Given material —
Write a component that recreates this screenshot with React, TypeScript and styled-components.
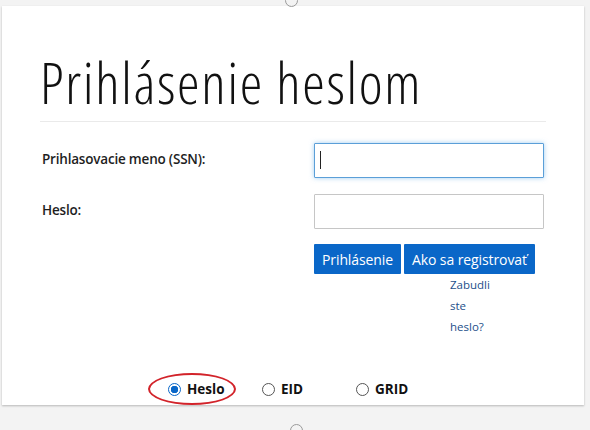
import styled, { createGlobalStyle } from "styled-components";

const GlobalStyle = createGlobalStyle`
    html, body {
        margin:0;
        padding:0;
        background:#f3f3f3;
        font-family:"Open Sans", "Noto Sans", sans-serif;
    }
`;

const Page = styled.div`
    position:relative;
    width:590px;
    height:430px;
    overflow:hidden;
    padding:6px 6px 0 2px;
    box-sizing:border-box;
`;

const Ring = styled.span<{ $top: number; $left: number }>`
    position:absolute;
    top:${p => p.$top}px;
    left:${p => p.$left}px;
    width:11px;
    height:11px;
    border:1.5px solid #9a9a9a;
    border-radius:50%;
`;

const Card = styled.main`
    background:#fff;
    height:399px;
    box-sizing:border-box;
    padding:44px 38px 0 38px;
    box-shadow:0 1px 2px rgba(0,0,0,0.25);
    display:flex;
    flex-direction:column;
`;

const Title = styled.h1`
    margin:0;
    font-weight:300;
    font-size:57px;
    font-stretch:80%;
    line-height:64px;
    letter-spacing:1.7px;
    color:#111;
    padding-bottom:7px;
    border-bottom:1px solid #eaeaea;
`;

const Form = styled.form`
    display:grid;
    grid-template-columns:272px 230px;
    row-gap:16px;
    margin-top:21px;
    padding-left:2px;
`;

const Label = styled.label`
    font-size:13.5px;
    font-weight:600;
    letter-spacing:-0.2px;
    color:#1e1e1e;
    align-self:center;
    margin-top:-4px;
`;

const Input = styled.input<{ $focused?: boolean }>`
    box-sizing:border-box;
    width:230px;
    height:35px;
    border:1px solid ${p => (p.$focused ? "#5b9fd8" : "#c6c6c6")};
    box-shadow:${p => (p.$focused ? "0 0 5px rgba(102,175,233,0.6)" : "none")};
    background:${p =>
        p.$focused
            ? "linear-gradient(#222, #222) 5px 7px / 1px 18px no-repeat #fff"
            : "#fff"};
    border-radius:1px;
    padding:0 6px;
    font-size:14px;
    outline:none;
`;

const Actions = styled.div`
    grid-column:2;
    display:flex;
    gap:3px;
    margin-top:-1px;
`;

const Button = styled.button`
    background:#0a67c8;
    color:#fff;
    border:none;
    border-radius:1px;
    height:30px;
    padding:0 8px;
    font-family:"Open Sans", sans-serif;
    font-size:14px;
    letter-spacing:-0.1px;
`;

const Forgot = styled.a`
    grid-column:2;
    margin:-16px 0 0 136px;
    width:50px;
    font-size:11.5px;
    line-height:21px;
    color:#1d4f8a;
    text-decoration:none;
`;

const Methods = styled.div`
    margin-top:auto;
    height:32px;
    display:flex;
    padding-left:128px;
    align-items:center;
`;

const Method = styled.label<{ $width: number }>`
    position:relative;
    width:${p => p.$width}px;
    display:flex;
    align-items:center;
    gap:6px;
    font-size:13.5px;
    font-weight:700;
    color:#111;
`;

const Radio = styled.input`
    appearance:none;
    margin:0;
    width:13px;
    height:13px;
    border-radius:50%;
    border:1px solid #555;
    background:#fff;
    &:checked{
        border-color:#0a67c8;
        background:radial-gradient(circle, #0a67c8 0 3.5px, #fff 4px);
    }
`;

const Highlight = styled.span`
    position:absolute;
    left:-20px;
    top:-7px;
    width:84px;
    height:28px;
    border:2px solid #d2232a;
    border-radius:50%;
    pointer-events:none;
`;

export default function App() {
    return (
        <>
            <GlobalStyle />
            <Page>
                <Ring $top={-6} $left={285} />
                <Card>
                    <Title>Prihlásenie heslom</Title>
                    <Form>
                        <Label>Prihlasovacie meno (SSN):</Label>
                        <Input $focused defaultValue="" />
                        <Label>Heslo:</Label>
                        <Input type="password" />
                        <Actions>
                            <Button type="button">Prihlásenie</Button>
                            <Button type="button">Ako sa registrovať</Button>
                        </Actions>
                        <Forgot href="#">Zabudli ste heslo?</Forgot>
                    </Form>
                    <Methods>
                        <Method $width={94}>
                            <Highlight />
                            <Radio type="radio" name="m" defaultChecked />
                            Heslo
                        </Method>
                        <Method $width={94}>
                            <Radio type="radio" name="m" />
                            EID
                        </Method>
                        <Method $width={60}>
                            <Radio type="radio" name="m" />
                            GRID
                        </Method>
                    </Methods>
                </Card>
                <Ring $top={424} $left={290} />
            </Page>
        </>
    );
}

Goal of the exercise — Only lines with the word "components" should be collected from the material.

Exercise answer —
Write a component that recreates this screenshot with React, TypeScript and styled-components.
import styled, { createGlobalStyle } from "styled-components";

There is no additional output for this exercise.